Forrester CEO George Colony argued that Apple is going to turn out a lot like Sony — a consumer electronics juggernaut that has lost its way and turned out to be a complete mess.
Colony's argument, which raised a bit of a ruckus, has a familiar contrarian ring to it. You set up an argument, sound very rational and people buy into it. Bearish arguments always sound better. I've had my share of bearish arguments and bets, only to find out you can sound pretty darn good and still be extremely wrong.

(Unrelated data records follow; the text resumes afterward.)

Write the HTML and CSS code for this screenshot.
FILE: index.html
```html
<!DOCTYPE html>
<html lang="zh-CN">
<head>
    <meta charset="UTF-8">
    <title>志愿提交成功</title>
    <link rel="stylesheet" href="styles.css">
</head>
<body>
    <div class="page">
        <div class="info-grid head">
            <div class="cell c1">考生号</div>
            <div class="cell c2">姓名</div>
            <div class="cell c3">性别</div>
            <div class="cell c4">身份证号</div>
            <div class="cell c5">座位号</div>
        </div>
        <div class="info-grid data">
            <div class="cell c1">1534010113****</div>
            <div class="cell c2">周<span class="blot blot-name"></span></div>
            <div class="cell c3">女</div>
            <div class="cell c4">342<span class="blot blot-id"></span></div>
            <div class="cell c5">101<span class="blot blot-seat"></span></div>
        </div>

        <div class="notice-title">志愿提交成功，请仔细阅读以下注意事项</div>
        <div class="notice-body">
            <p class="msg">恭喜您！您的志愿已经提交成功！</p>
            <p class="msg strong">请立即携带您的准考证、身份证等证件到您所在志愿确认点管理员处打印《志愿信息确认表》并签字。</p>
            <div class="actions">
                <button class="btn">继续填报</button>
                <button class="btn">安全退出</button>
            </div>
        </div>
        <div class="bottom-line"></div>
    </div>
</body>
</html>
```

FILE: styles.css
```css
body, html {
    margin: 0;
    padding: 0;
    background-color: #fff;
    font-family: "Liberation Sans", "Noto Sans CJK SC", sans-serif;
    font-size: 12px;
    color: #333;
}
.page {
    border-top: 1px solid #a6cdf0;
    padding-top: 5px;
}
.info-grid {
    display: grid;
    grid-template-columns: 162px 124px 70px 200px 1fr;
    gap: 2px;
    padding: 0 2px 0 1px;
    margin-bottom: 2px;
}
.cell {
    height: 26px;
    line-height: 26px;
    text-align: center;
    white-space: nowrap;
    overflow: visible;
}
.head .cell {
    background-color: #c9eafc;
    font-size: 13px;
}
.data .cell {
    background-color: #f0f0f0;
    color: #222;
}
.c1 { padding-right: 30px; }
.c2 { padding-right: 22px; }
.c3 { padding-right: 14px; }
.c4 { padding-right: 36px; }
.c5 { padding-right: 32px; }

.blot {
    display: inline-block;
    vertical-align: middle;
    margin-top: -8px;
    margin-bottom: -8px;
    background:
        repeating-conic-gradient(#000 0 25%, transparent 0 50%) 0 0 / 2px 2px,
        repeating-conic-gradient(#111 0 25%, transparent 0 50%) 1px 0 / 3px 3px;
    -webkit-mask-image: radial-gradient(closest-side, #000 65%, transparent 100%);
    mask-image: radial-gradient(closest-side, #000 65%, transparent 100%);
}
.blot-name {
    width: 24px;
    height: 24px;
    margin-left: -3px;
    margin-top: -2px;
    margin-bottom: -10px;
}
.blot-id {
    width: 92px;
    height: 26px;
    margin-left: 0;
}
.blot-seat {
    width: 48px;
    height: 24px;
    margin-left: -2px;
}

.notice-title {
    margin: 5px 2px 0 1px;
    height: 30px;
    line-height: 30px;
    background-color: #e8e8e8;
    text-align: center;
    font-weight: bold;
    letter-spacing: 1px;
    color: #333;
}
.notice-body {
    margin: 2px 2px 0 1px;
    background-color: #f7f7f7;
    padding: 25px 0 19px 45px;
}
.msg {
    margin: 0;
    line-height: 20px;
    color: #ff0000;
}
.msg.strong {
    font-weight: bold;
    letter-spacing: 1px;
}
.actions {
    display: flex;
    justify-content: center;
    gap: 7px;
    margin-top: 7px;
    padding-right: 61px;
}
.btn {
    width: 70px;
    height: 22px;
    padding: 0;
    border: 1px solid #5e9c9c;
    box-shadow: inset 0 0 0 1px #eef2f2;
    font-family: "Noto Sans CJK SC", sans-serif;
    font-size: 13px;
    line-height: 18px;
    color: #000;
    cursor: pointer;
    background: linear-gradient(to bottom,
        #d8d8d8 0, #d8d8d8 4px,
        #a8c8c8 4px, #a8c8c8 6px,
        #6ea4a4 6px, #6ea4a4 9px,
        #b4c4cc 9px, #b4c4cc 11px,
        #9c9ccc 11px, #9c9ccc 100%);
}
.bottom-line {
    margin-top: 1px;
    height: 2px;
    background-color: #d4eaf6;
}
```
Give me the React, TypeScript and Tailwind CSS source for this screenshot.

The crux of Colony's case is that Apple was a charismatic organisation that revolved around Steve Jobs. Colony said:
Apple's momentum will carry it for 24 to 48 months. But without the arrival of a new charismatic leader, it will move from being a great company to being a good company, with a commensurate step down in revenue growth and product innovation. Like Sony (post-Morita), Polaroid (post-Land), Apple circa 1985 (post-Jobs) and Disney (in the 20 years post-Walt Disney), Apple will coast, and then decelerate.
Now this isn't a huge leap to make. Apple is at the top of the mountain in tech. That reality usually means there's only one place to go. Of course, Apple will slip somewhere. Every company does. But Colony argues that Apple will be like Sony. Here are five reasons — that have nothing to do with charisma — why Apple won't become Sony 2.0.
1. Apple isn't a siloed conglomerate
One reason why Apple won't be Sony is because the organisational structure is completely different. Sony's business units break down like this: content (movies and music), games, TVs, consumer electronics, smartphones and financial services. Sony's problems largely stem from a lack of coordination between its units. Apple is vertically integrated. Colony's argument would have more merit if Apple suddenly started developing movies.
When Apple's annual report has a chart like this, you can start the worrywart parade.
2. Connective tissue
Apple's products and services are all integrated and designed to couple hardware, software and design. Sony had no connective tissue. Even Apple's likely foray into television will have glue connecting the new product to other products like the iPad, iPhone and Mac. This connective tissue shouldn't be underestimated. Apple has spent decades with its integration approach.
3. Supply-chain prowess
Apple dominates the technology supply chain like no other company in recent memory. Flash memory is dominated by Apple. Apple can use Foxconn as if it is its own manufacturing arm. Apple can dictate terms with suppliers, grab LCD screen supplies and procure parts like no other. Colony partially dismisses Cook's charisma and creativity. I'd argue that he's just looking at the wrong part of the company. Apple's supply chain — largely created by Cook — is a work of art.
4. Preparation and institutionalised culture
Apple's biggest advantage leading into the post-Jobs era is that it saw everything coming. Jobs didn't die suddenly. The company created Apple University, and is institutionalising product design. On Apple's most recent earnings conference call, Cook was asked about the merger of tablets and laptops. He said:
Well, I think anything can be forced to merge. But the problem is that the products are about trade-offs. And you begin to make trade-offs to the point where what you have left at the end of the day doesn't please anyone. And you can converge a toaster and a refrigerator, but those things probably not going to be pleasing to the user.
It's unclear whether Apple has taken the Jobs culture and institutionalised it, but the company is more prepared than any earlier company you could compare it to.
5. An obvious, untapped market
Let's say Colony is correct and Apple simply coasts. Well, guess what? Apple is encroaching on the enterprise market without really trying. Apple could theoretically slip in the consumer market and make up its profit and margins by dealing more directly with businesses. Sony had no obvious slam dunk ahead. Also don't forget Cook is a former IBMer. He knows the enterprise.